Completing on files and directories would be a reasonable first cut,
but that's what we already had before this series was proposed.  It
has the downsides of
  * [cone-mode] making the majority of suggested completions wrong
  * [non-cone mode] subtly recommending individually adding all wanted
files, increasing the number of patterns and exacerbating the
quadratic behavior that non-cone mode experiences with every
unpack_trees() call that touches the working tree.
  * [both modes] potentially making it hard to find or select the
valid choices you do want (there are many more files than directories)

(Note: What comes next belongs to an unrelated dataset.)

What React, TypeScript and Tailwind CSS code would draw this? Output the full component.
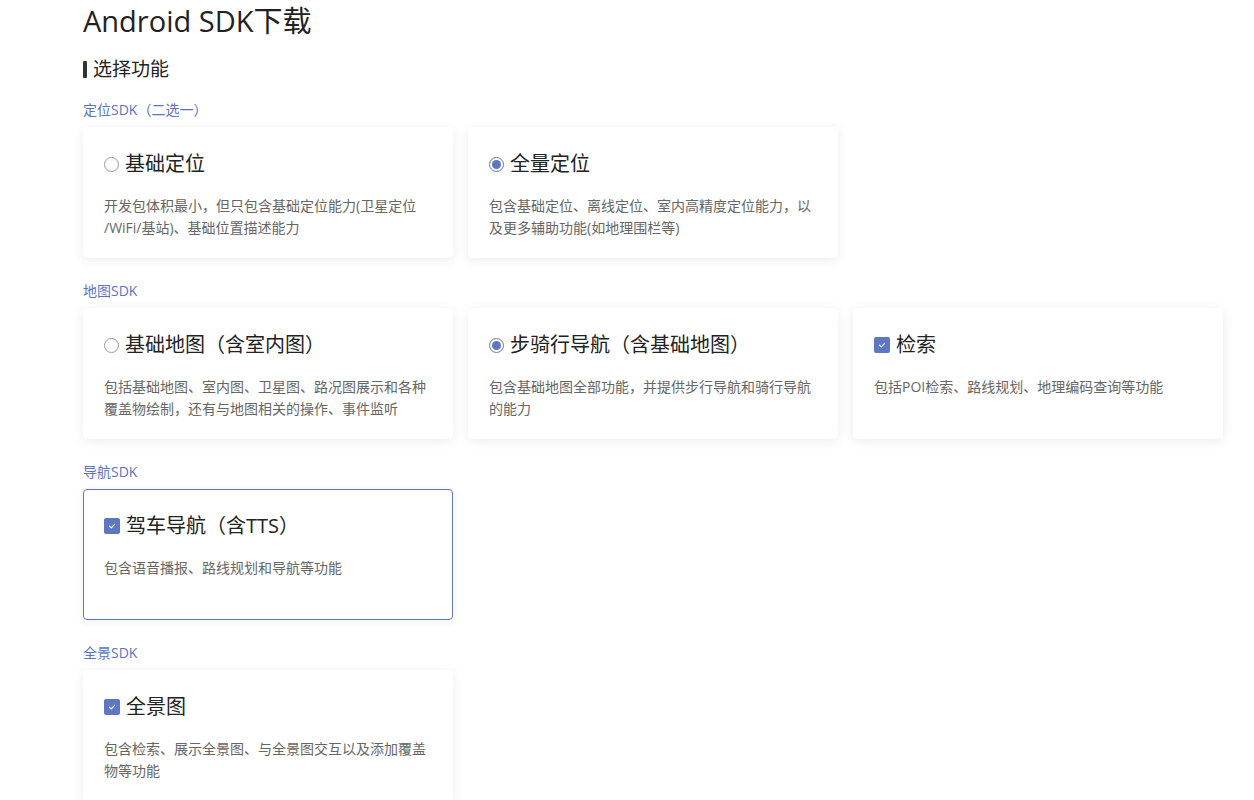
const sections = [
  {
    label: "定位SDK（二选一）",
    items: [
      {
        kind: "radio",
        checked: false,
        title: "基础定位",
        desc: "开发包体积最小，但只包含基础定位能力(卫星定位\u200B/WiFi/基站)、基础位置描述能力",
      },
      {
        kind: "radio",
        checked: true,
        title: "全量定位",
        desc: "包含基础定位、离线定位、室内高精度定位能力，以及更多辅助功能(如地理围栏等)",
      },
    ],
  },
  {
    label: "地图SDK",
    items: [
      {
        kind: "radio",
        checked: false,
        title: "基础地图（含室内图）",
        desc: "包括基础地图、室内图、卫星图、路况图展示和各种覆盖物绘制，还有与地图相关的操作、事件监听",
      },
      {
        kind: "radio",
        checked: true,
        title: "步骑行导航（含基础地图）",
        desc: "包含基础地图全部功能，并提供步行导航和骑行导航的能力",
      },
      {
        kind: "check",
        checked: true,
        title: "检索",
        desc: "包括POI检索、路线规划、地理编码查询等功能",
      },
    ],
  },
  {
    label: "导航SDK",
    items: [
      {
        kind: "check",
        checked: true,
        active: true,
        title: "驾车导航（含TTS）",
        desc: "包含语音播报、路线规划和导航等功能",
      },
    ],
  },
  {
    label: "全景SDK",
    items: [
      {
        kind: "check",
        checked: true,
        title: "全景图",
        desc: "包含检索、展示全景图、与全景图交互以及添加覆盖物等功能",
      },
    ],
  },
];

type Item = {
  kind: string;
  checked: boolean;
  active?: boolean;
  title: string;
  desc: string;
};

const Marker = ({ kind, checked }: { kind: string; checked: boolean }) => {
  if (kind === "check") {
    return (
      <span className="flex h-4 w-4 shrink-0 items-center justify-center rounded-[2px] bg-[#5f77c0]">
        <svg width="10" height="10" viewBox="0 0 10 10" fill="none">
          <path d="M2.4 5.2 L4.3 6.9 L7.6 3.4" stroke="white" strokeWidth="1.1" strokeLinecap="round" strokeLinejoin="round" />
        </svg>
      </span>
    );
  }
  return checked ? (
    <span className="flex h-[15px] w-[15px] shrink-0 items-center justify-center rounded-full border border-[#5f77c0] bg-white">
      <span className="h-[9px] w-[9px] rounded-full bg-[#5f77c0]" />
    </span>
  ) : (
    <span className="h-[15px] w-[15px] shrink-0 rounded-full border border-[#9a9a9a] bg-white" />
  );
};

const Card = ({ item }: { item: Item }) => (
  <div
    className={
      item.active
        ? "h-[131px] rounded-[4px] border border-[#5f77c0] bg-white px-5 pt-[22px] shadow-[0_2px_10px_rgba(0,0,0,0.06)]"
        : "h-[131px] rounded-[4px] border border-transparent bg-white px-5 pt-[22px] shadow-[0_2px_12px_rgba(0,0,0,0.08)]"
    }
  >
    <div className="flex h-7 items-center gap-[6px]">
      <Marker kind={item.kind} checked={item.checked} />
      <span className="text-[20px] leading-7 text-[#222]">{item.title}</span>
    </div>
    <p className="mt-[17px] text-[14px] leading-[22px] text-[#666]">{item.desc}</p>
  </div>
);

export default function App() {
  return (
    <div className="min-h-screen bg-white pl-[83px] font-['Open_Sans','Noto_Sans_CJK_SC',sans-serif]">
      <h1 className="pt-[4px] text-[29px] leading-[34px] text-[#222]">Android SDK下载</h1>
      <div className="mt-[19px] flex items-center gap-[6px]">
        <span className="h-[17px] w-[4px] rounded-[1px] bg-[#333]" />
        <span className="text-[19px] leading-6 text-[#222]">选择功能</span>
      </div>
      <div className="mt-[19px]">
        {sections.map((s, i) => (
          <section key={i} className={i === 0 ? "" : "mt-[23px]"}>
            <p className="mb-[7px] text-[14px] leading-5 text-[#5b73c7]">{s.label}</p>
            <div className="grid w-[1140px] grid-cols-3 gap-[15px]">
              {s.items.map((item, j) => (
                <Card key={j} item={item} />
              ))}
            </div>
          </section>
        ))}
      </div>
    </div>
  );
}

But, despite all that, completing on files and directories is a
somewhat reasonable first cut.

Lessley was trying to aim higher with her submission, though, and I
don't see why she should be dissuaded.  Something better would be
nice.

>  Or you may not even in the cone-mode, and in which
> case, as SZEDER suggested, a single filename may perfectly make
> sense.  A user who said READM<TAB> and does not see it completed to
> README.md would be quite confused.

I'm not sure I follow.  READM<TAB> already doesn't complete to
README.md in the following example command lines:
   'cd READM<TAB>'
   'ssh READM<TAB>'
That doesn't seem to cause user confusion, so I don't think
disallowing it in cone-mode would cause confusion.  Suggesting it, on
the other hand, may well cause confusion given that cone-mode is
explicitly about directories and is documented as such.

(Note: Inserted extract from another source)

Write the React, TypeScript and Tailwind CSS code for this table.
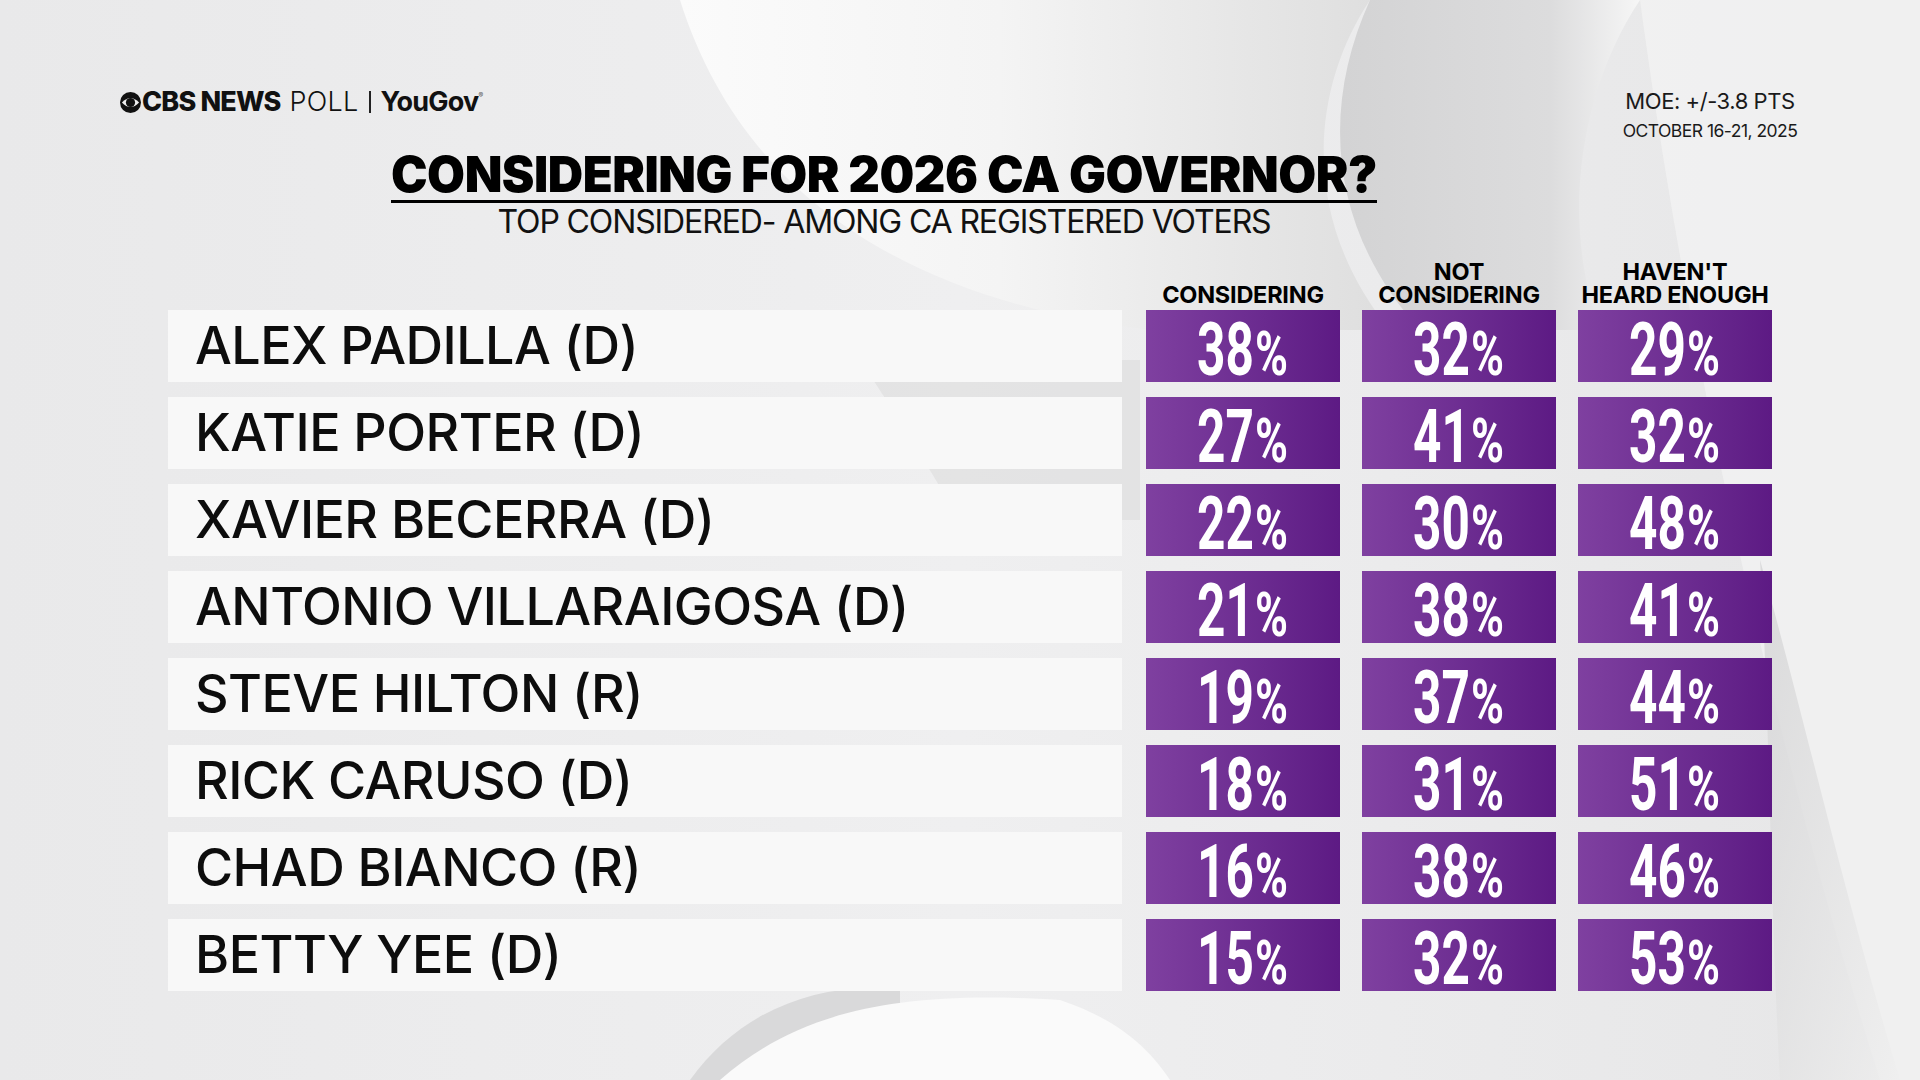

If you're only talking about non-cone mode, then this may be a
reasonable objection, though I'm not sure I agree with it even then.
In addition to the fact that individual file completion can be
detrimental to the user in non-cone mode for performance reasons, the
documentation never explicitly states files are acceptable to
sparse-checkout {set,add}.  It always mentions "directories" and
"patterns".  We can't complete all patterns, so we have to pick a
subset.  I don't see why "directories and files" is a better subset to
pick than "just directories".

> Are we limiting ourselves to directories only when we know we are in
> the cone-mode and showing both directories and files otherwise?

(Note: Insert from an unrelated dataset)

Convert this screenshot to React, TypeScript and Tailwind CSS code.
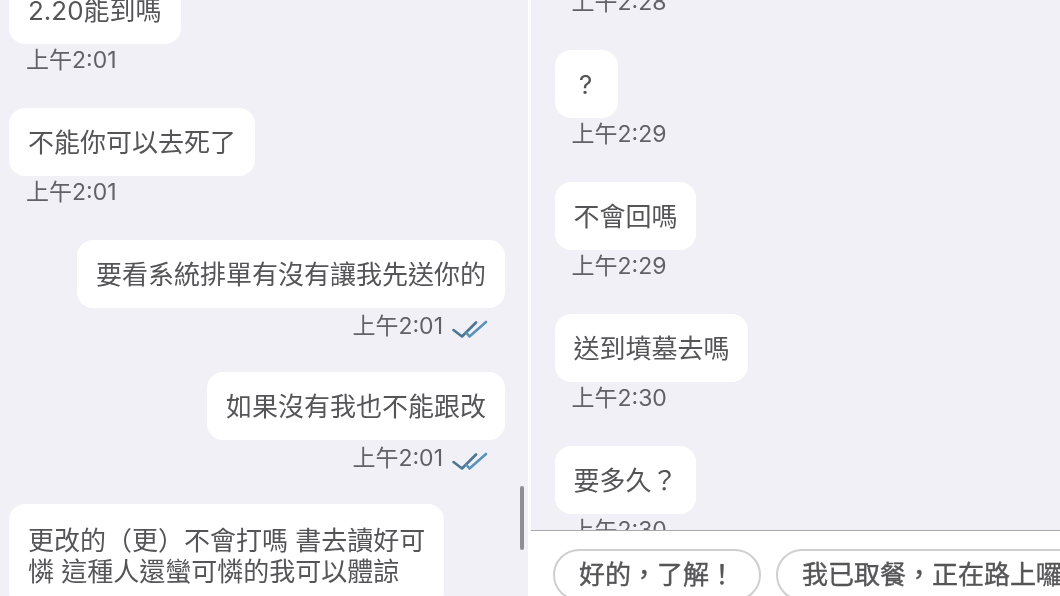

That is one possibility, though not the one Lessley proposed.

> I think the guiding principle ought to be that we show completion
> that
>
>  - is cheap enough to compute in interactive use (e.g. we should
>    refrain from looking for directories in all possible branches,
>    but instead just look at the working tree and possibly in the
>    index),

I agree, except with the suggestion to use the working tree or index
in the case of sparse-checkouts.  The working tree shouldn't be used
because it doesn't have the needed information:
  * `git clone --sparse` starts with zero subdirectories present
  * `set` and `add` are likely being used to change sparsity to
include something not already present

The index shouldn't be used because it is not cheap for interactive use:
  * it contains recursive entries below directories of interest that
have to be filtered out
  * with the sparse-index, it may have sparse-directories hiding what
we want, forcing us to fully inflate the index to find the pieces we
do want

I agree with Lessley's choice of using ls-tree and HEAD to achieve
cheap interactive use.

>  - is simple enough to explain to the users to understand what the
>    rules are, and
>
>  - gives useful enough candidates.

I agree with these 3 criteria.

> "We only look for directories (without going recursive) in the
> working tree" does satisfy the first two, but I am not sure it is
> more useful than "We show files and directories (without going
> recursive) in the working tree", which also satisfies the first
> two.

Well, Lessley certainly thought directories-only was more useful, and
in fact labelled "files and directories" as a bug/issue in her cover
letter.  Stolee commented on the series and also didn't see anything
wrong with that claim.

> Of course, if the completion limits to directories only in a
> repository in the cone-mode, I would not worry about the exclusion
> of non-directories will confuse users.

I'd prefer directories-only for both modes, but could accept
directories-only for cone mode and both-files-and-directories for
non-cone mode.

Especially since I think we're going to deprecate non-cone mode regardless.